Given information:
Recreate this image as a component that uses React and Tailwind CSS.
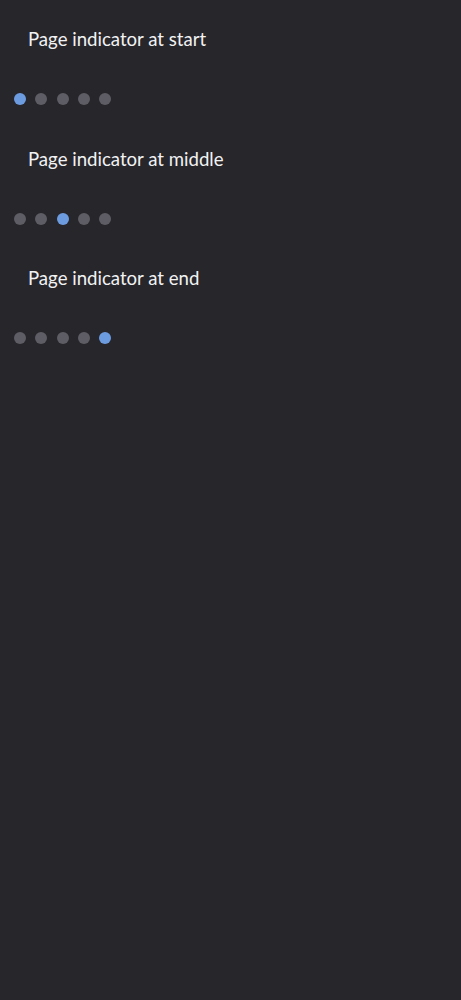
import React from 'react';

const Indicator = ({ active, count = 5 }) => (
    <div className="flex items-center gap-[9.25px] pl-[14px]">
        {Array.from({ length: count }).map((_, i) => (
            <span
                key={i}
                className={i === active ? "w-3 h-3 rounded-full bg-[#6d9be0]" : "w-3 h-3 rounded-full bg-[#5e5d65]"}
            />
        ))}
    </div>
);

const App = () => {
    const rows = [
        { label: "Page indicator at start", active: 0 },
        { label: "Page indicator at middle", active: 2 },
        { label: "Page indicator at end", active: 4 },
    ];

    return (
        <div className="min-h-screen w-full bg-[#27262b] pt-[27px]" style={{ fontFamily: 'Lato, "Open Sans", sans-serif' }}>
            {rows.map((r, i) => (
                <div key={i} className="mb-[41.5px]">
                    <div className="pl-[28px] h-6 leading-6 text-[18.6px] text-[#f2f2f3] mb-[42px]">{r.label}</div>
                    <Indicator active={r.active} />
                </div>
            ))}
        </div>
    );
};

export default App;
==
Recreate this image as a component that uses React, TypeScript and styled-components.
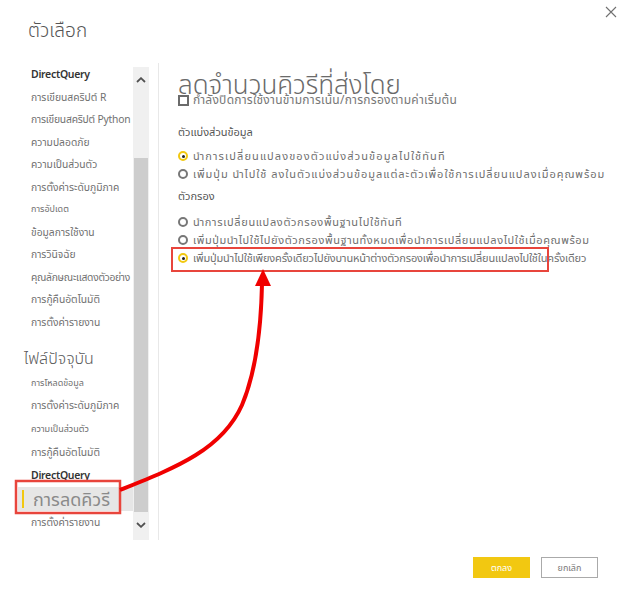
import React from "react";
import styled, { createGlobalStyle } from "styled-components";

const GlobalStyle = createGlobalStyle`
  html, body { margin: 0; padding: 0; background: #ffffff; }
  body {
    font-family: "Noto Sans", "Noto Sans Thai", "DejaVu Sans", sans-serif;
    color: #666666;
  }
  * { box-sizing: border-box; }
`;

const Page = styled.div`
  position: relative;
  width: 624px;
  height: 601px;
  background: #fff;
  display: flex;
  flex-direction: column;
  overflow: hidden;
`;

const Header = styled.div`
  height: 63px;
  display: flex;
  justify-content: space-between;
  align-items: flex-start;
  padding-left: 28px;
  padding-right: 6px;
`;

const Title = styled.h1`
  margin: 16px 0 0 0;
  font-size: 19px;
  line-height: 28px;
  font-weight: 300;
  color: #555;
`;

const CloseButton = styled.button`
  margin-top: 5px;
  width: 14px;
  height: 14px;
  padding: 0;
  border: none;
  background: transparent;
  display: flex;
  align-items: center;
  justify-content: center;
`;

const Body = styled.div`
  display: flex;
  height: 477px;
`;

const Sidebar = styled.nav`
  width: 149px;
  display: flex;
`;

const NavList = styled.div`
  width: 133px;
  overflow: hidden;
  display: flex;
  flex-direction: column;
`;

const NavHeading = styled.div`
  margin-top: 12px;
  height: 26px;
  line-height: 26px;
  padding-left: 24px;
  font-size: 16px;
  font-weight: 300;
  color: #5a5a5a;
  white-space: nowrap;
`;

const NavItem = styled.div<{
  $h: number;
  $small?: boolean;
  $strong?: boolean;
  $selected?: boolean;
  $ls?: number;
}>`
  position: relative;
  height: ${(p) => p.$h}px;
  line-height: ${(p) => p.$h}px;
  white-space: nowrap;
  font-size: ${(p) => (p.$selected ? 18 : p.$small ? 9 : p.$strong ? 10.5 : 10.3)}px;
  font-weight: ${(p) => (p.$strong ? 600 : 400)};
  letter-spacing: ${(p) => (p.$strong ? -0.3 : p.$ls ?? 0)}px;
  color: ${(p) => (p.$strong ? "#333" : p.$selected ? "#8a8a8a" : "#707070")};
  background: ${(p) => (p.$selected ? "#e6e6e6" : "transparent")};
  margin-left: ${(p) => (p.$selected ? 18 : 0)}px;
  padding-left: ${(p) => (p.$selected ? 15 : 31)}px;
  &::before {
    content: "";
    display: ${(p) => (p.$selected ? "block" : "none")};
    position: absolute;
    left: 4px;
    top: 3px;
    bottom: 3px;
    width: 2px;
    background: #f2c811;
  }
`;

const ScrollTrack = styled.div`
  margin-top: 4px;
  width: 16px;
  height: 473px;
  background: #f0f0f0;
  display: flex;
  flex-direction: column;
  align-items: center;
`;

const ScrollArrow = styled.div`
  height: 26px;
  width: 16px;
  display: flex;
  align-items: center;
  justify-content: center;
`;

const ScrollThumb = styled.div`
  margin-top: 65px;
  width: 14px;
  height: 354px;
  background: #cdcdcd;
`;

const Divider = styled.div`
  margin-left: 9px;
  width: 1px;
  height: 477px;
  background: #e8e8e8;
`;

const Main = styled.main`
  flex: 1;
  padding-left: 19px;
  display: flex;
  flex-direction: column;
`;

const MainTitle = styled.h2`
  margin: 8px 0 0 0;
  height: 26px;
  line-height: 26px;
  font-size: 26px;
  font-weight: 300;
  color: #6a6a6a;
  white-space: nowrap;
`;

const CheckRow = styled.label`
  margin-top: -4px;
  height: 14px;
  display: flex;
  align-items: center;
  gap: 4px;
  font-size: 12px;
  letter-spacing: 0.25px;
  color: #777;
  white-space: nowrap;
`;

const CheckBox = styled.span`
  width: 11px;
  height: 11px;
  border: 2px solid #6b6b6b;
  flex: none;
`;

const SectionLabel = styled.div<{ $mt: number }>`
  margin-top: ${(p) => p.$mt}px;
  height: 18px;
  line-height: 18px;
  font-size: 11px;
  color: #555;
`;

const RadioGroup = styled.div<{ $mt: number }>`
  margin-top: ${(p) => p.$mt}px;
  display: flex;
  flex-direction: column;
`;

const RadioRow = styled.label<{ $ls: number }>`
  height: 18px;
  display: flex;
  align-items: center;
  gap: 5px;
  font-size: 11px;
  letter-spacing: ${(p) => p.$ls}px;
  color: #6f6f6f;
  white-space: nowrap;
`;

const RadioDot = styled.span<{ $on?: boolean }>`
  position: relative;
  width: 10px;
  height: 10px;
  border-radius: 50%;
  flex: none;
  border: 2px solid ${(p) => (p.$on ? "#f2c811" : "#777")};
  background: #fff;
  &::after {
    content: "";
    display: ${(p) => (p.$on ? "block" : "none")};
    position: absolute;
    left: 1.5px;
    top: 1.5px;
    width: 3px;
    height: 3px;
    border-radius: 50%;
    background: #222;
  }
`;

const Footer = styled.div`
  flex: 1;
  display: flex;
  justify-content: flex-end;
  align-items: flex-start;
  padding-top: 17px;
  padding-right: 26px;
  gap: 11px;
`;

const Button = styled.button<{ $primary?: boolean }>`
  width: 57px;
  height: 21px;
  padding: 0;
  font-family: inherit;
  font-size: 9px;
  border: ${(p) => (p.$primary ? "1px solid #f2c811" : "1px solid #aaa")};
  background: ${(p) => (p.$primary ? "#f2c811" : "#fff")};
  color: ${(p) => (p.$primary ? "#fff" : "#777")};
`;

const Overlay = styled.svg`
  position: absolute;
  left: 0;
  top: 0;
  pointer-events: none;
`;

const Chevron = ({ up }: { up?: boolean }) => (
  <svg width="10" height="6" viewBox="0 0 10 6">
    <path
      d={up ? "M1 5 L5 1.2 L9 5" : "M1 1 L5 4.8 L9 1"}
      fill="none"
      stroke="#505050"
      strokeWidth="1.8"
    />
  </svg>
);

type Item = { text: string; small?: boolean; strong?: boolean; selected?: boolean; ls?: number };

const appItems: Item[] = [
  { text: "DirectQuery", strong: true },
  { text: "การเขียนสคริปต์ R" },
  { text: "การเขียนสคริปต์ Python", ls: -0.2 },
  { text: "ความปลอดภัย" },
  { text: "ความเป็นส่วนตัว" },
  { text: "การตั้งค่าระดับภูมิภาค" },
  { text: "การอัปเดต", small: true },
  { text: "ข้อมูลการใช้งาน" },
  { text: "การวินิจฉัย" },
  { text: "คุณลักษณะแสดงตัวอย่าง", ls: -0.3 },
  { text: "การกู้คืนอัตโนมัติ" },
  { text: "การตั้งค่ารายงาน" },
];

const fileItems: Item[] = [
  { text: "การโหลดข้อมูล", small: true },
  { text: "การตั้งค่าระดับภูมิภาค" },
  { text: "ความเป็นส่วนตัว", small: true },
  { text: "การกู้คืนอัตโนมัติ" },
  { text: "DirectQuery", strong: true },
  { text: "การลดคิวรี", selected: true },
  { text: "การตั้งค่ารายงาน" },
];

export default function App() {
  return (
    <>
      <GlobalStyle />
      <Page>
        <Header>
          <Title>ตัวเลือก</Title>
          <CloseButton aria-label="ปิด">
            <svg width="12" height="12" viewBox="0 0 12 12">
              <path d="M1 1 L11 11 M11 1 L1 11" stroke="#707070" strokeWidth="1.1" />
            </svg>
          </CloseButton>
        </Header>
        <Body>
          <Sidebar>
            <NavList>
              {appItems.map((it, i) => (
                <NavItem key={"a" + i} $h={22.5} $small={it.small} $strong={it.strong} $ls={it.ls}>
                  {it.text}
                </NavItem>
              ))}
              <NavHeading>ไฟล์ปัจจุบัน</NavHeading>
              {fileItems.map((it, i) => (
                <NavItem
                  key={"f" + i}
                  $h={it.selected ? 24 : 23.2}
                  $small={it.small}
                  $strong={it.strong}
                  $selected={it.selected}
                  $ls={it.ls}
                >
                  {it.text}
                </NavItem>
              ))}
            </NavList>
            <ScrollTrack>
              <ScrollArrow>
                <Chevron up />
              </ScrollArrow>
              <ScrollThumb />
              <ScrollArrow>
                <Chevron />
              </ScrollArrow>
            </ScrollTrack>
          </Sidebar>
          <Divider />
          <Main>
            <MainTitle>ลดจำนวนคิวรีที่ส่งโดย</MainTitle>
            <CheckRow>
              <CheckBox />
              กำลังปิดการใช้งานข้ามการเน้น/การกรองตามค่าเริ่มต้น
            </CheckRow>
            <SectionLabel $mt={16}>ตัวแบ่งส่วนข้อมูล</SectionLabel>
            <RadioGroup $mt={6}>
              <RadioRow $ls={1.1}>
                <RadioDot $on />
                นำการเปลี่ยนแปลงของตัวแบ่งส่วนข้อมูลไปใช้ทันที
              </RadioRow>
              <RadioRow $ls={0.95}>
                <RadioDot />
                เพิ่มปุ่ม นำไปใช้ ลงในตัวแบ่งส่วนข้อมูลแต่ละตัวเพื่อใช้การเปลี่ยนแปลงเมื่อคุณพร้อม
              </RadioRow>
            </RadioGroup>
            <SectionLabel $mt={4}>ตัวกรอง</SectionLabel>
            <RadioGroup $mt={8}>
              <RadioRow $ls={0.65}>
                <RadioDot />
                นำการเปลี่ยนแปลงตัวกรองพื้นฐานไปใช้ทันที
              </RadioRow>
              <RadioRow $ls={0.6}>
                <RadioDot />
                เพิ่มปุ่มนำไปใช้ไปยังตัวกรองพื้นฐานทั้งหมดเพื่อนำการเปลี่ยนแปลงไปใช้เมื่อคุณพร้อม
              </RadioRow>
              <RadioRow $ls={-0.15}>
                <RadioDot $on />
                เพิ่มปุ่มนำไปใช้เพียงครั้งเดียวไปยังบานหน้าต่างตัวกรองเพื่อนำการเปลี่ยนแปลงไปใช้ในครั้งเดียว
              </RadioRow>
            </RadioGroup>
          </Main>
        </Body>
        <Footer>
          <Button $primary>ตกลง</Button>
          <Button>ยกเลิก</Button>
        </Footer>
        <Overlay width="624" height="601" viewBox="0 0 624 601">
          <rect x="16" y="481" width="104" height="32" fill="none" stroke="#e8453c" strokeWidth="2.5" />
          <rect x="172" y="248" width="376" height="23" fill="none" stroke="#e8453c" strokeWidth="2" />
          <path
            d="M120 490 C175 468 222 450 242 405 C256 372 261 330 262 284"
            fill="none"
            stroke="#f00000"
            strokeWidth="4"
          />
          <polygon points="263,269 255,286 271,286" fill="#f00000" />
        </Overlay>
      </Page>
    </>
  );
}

Exercise directions: Isolate each line of the listing above that includes "components". Copy it.

Output below:
Recreate this image as a component that uses React, TypeScript and styled-components.
import styled, { createGlobalStyle } from "styled-components";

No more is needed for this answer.